Many of the people who support the removal of the Confederate monuments in the name of tolerance are the same people who support Sharia in the name of tolerance, or who state that anyone who uses the hashtag #alllivesmatter is inherently racist. So this is not about racism, it’s about making themselves feel good or look good to their narrow minded elitist buddies at cocktail parties. Does racism still exist? Of course it does. And we should fight racism – but we should not and must not sanitize our history.
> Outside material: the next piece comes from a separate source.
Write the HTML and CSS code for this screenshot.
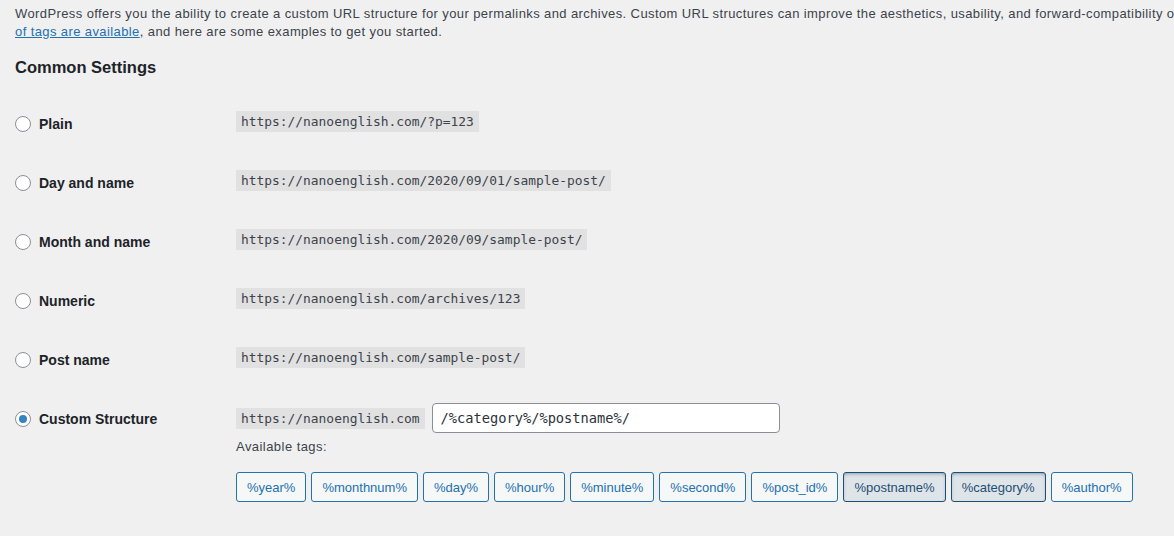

Condoleezza Rice stated earlier this month that “sanitizing your history to make you feel better, it’s a bad thing”. Given that Ms. Rice’s ancestors were slaves, and that she marched with patriots to be sure she and her race had equal rights as Americans, we should take her words very seriously. And for those whose ancestors fought for the Confederacy, I salute you in honoring your patriot ancestor. I hope that you will honor my ancestors in the same way. I support you 100% in flying the Stars and Bars. And to you who think that the Confederate soldiers were terrorists, please go to University of California, Berkeley, and tell the radicals trying to leave the USA that they are terrorists, and see what they do to you.